The Ethereum ecosystem has seen a surge of DeFi protocols, decentralized applications, and NFTs, among other innovations, which have rapidly increased its usage over the last few years. This sparks the concern for the underlying blockchain’s capacity to scale to match the growing adoption and usage. For the Ethereum blockchain, this rapid growth has resulted in slow execution times, network congestion, and high transaction fees, especially in times of high network activities. Solution? Layer 2 scaling protocols - secondary blockchains that process transactions off-chain.

This article explores Ethereum and its scalability issues, what layer 2 solutions are and what they are for, the types of layer 2 solutions on Ethereum, and their role in the blockchain’s future.  

What is Ethereum?

At its core, Ethereum is an open-source, decentralized network that facilitates the development and deployment of smart contracts – pieces of self-executing codes or agreements– and decentralized applications (dApps). Vitalik Buterin conceptualized the Ethereum network in 2013 and officially launched it in 2015 as a proof-of-work (PoW) network. It later transitioned to a more energy-efficient proof-of-stake (PoS) consensus algorithm through one of its key upgrades known as the Merge. The Merge involved reconciling Ethereum’s Beacon Chain – the separate PoS blockchain that served as the consensus layer – with the Ethereum Mainnet.
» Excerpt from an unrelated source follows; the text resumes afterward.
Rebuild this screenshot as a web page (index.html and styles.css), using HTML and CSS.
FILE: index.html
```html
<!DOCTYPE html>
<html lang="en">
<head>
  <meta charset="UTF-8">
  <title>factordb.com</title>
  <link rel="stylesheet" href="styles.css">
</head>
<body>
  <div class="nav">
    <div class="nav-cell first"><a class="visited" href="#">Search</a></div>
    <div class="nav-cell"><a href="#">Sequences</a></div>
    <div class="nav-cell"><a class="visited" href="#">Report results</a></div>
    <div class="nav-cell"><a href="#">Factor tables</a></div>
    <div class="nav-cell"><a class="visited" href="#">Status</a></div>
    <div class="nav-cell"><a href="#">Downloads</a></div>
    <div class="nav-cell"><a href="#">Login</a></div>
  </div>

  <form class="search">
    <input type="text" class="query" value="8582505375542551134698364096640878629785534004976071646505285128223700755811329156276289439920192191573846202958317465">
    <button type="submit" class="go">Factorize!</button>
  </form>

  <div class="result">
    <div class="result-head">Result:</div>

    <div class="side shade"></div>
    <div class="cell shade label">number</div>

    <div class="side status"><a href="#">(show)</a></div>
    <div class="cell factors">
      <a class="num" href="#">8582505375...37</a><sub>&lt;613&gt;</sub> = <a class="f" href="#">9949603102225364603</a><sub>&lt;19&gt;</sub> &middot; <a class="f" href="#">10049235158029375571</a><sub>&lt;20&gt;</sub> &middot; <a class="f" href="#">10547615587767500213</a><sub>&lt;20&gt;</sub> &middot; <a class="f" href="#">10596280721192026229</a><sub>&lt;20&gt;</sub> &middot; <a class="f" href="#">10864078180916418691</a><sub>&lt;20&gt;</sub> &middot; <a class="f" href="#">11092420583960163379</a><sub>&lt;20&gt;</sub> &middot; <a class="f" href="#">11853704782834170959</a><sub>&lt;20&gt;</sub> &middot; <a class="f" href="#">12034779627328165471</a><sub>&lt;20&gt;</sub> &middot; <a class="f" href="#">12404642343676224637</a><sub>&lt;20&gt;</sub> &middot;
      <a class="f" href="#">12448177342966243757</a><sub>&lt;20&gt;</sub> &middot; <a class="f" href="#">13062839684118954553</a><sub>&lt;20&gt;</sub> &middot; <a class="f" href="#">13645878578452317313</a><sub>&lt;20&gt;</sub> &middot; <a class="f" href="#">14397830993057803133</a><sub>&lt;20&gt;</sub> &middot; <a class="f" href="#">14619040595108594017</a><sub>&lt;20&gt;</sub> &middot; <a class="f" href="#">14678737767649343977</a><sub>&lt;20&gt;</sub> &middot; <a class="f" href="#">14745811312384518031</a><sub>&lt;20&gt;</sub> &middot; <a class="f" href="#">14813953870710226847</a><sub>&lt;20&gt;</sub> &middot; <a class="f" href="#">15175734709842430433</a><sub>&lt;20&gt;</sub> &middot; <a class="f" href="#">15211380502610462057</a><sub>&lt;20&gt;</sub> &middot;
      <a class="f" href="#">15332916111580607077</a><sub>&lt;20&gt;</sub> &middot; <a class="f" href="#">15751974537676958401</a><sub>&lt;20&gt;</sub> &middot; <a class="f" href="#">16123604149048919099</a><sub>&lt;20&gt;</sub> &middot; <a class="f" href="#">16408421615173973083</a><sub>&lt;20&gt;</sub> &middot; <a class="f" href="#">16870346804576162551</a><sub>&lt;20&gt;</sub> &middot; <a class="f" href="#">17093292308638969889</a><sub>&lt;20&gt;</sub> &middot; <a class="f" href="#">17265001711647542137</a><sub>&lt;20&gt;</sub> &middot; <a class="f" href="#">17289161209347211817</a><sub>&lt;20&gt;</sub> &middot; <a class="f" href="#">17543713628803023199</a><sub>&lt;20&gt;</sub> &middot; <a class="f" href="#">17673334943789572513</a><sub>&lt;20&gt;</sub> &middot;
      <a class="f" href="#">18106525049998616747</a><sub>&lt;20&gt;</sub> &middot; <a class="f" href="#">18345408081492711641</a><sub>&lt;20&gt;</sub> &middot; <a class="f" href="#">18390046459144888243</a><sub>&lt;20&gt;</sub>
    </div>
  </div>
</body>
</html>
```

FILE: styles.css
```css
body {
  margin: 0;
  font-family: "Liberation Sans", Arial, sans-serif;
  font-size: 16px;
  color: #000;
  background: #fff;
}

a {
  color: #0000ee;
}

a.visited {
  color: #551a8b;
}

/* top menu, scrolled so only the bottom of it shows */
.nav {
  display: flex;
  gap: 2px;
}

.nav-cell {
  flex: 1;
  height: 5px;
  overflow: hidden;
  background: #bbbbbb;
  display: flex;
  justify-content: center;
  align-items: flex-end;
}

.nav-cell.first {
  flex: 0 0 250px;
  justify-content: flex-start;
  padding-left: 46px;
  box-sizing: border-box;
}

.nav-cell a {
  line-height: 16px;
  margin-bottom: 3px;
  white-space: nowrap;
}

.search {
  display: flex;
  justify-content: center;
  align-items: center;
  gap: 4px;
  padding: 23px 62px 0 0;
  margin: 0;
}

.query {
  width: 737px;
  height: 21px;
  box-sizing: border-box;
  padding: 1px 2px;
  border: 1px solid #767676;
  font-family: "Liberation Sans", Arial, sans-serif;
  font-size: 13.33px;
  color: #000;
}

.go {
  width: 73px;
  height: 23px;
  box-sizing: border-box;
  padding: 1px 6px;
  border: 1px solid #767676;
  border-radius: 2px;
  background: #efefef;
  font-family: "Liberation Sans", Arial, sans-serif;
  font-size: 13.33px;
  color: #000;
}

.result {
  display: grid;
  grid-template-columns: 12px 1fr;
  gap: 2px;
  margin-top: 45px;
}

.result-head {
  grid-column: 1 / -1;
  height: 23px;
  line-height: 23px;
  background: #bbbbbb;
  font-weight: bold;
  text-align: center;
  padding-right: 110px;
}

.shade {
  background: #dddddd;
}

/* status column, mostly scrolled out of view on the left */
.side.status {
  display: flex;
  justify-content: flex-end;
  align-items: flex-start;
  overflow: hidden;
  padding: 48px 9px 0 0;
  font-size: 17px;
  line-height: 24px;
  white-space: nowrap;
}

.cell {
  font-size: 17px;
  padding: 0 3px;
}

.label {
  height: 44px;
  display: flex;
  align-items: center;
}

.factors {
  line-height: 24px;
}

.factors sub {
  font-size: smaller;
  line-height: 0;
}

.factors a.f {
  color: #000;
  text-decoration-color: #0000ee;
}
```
Generally speaking, Ethereum has given rise to a plethora of use cases with its innovative smart contracts, dApps, Decentralized Autonomous Organizations (DAOs), and NFTs. The wave of innovations in the ecosystem allowed Ethereum to extend the capabilities of blockchain technology beyond financial transactions. This includes enabling developers to create applications and services on top of it. In other words, Ethereum opened new possibilities and use cases within blockchain’s technological realm.  
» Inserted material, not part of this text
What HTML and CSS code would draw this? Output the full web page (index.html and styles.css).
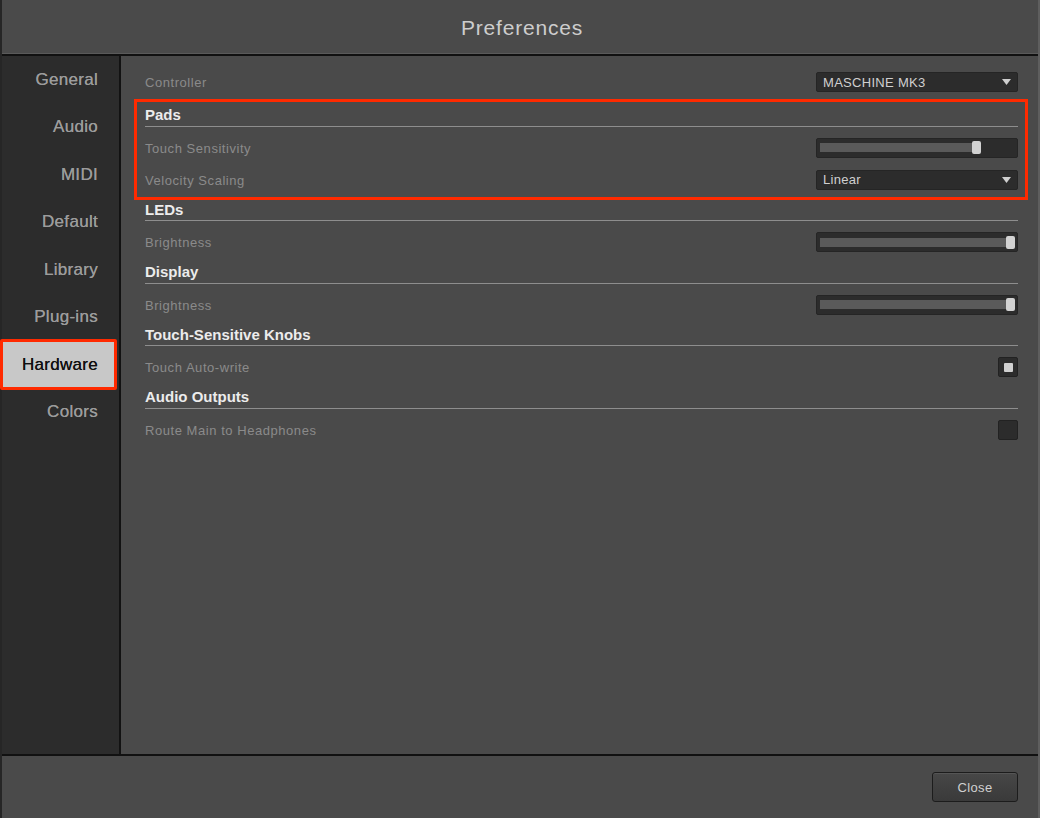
FILE: index.html
```html
<!DOCTYPE html>
<html>
<head>
<meta charset="utf-8">
<title>Preferences</title>
<link rel="stylesheet" href="styles.css">
</head>
<body>
<div class="window">
  <header class="titlebar">Preferences</header>
  <div class="main">
    <nav class="sidebar">
      <div class="nav-item">General</div>
      <div class="nav-item">Audio</div>
      <div class="nav-item">MIDI</div>
      <div class="nav-item">Default</div>
      <div class="nav-item">Library</div>
      <div class="nav-item">Plug-ins</div>
      <div class="nav-item selected">Hardware</div>
      <div class="nav-item">Colors</div>
    </nav>
    <section class="content">
      <div class="row first">
        <span class="label">Controller</span>
        <div class="dropdown"><span>MASCHINE MK3</span><svg class="arrow" width="9" height="6" viewBox="0 0 9 6"><path d="M0 0H9L4.5 6Z" fill="#cfcfcf"/></svg></div>
      </div>

      <div class="group highlighted">
        <div class="group-title">Pads</div>
        <div class="row">
          <span class="label">Touch Sensitivity</span>
          <div class="slider"><div class="fill" style="width:152px"></div><div class="thumb"></div></div>
        </div>
        <div class="row">
          <span class="label">Velocity Scaling</span>
          <div class="dropdown"><span>Linear</span><svg class="arrow" width="9" height="6" viewBox="0 0 9 6"><path d="M0 0H9L4.5 6Z" fill="#cfcfcf"/></svg></div>
        </div>
      </div>

      <div class="group">
        <div class="group-title">LEDs</div>
        <div class="row">
          <span class="label">Brightness</span>
          <div class="slider"><div class="fill" style="width:186px"></div><div class="thumb"></div></div>
        </div>
      </div>

      <div class="group">
        <div class="group-title">Display</div>
        <div class="row">
          <span class="label">Brightness</span>
          <div class="slider"><div class="fill" style="width:186px"></div><div class="thumb"></div></div>
        </div>
      </div>

      <div class="group">
        <div class="group-title">Touch-Sensitive Knobs</div>
        <div class="row">
          <span class="label">Touch Auto-write</span>
          <div class="checkbox checked"><div class="mark"></div></div>
        </div>
      </div>

      <div class="group">
        <div class="group-title">Audio Outputs</div>
        <div class="row">
          <span class="label">Route Main to Headphones</span>
          <div class="checkbox"></div>
        </div>
      </div>
    </section>
  </div>
  <footer class="footer">
    <button class="btn">Close</button>
  </footer>
</div>
</body>
</html>
```

FILE: styles.css
```css
* { box-sizing: border-box; }

html, body {
  margin: 0;
  padding: 0;
  background: #4a4a4a;
  font-family: "Liberation Sans", Arial, sans-serif;
}

.window {
  width: 1040px;
  height: 818px;
  display: flex;
  flex-direction: column;
  border-left: 2px solid #262626;
  border-right: 2px solid #5e5e5e;
  background: #4a4a4a;
}

.titlebar {
  height: 56px;
  line-height: 56px;
  text-align: center;
  font-size: 21px;
  letter-spacing: 0.8px;
  color: #cdcdcd;
  background: #4a4a4a;
  border-bottom: 2px solid #111;
  box-shadow: inset 0 -1px 0 #5a5a5a;
  padding-left: 4px;
}

.main {
  flex: 1;
  display: flex;
  min-height: 0;
}

.sidebar {
  width: 119px;
  background: #2c2c2c;
  border-right: 2px solid #121212;
}

.nav-item {
  height: 47.4px;
  line-height: 48px;
  text-align: right;
  padding-right: 21px;
  font-size: 17px;
  letter-spacing: 0.3px;
  color: #9c9c9c;
  text-shadow: 0 0 0.3px #9c9c9c;
}

.nav-item.selected {
  height: 51px;
  line-height: 45px;
  margin: -1px 2px -2.6px -2px;
  padding-right: 16px;
  background: #c8c8c8;
  border: 3px solid #ff2a00;
  border-radius: 2px;
  color: #111;
  text-shadow: 0 0 0.3px #111;
}

.content {
  flex: 1;
  padding: 10px 20px 0 24px;
}

.row {
  height: 32px;
  display: flex;
  align-items: center;
  justify-content: space-between;
}

.row.first {
  margin-bottom: 3px;
}

.label {
  font-size: 13px;
  letter-spacing: 0.55px;
  color: #8b8b8b;
  padding-top: 1px;
}

.group {
  position: relative;
}

.group.highlighted::after {
  content: "";
  position: absolute;
  top: -2px;
  left: -11px;
  right: -10px;
  bottom: -4px;
  border: 3px solid #ff2a00;
  pointer-events: none;
}

.group-title {
  padding: 6px 0 2.6px;
  line-height: 16px;
  font-size: 15px;
  font-weight: bold;
  color: #ececec;
  border-bottom: 1px solid #8e8e8e;
  margin-bottom: 5px;
}

.dropdown {
  width: 202px;
  height: 20px;
  display: flex;
  align-items: center;
  justify-content: space-between;
  padding: 0 6px 0 6px;
  background: #2c2c2c;
  border: 1px solid #252525;
  border-radius: 2px;
  font-size: 13px;
  letter-spacing: 0.3px;
  color: #d0d0d0;
}

.arrow {
  display: block;
}

.slider {
  width: 202px;
  height: 20px;
  display: flex;
  align-items: center;
  padding-left: 3px;
  background: #2c2c2c;
  border: 1px solid #252525;
  border-radius: 2px;
}

.fill {
  height: 9px;
  background: #5a5a5a;
}

.thumb {
  width: 9px;
  height: 13px;
  background: #d2d2d2;
  border-radius: 2px;
}

.checkbox {
  width: 20px;
  height: 20px;
  display: flex;
  align-items: center;
  justify-content: center;
  background: #2c2c2c;
  border: 1px solid #222;
  border-radius: 2px;
}

.mark {
  width: 9px;
  height: 9px;
  background: #d0d0d0;
  border-radius: 1px;
}

.footer {
  height: 64px;
  border-top: 2px solid #111;
  display: flex;
  justify-content: flex-end;
  align-items: flex-start;
  padding: 16px 20px 0 0;
  background: #4a4a4a;
}

.btn {
  width: 86px;
  height: 30px;
  background: linear-gradient(#474747, #3a3a3a);
  border: 1px solid #1c1c1c;
  border-radius: 3px;
  box-shadow: inset 0 1px 0 #555;
  font-family: "Liberation Sans", Arial, sans-serif;
  font-size: 13px;
  letter-spacing: 0.4px;
  color: #d0d0d0;
  padding: 0;
}
```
Ethereum and Its Scalability Issues

Ethereum alone accounts for roughly 25% of developers building in the blockchain industry. The introduction of self-executing smart contracts, in particular, paved the way for dApps, which pioneered a booming DeFi economy. In return, the Ethereum network experienced a surge in network usage and adoption. The increased demand caused network congestion, which led to exorbitant gas fees and low throughput, especially in times of increased network activities.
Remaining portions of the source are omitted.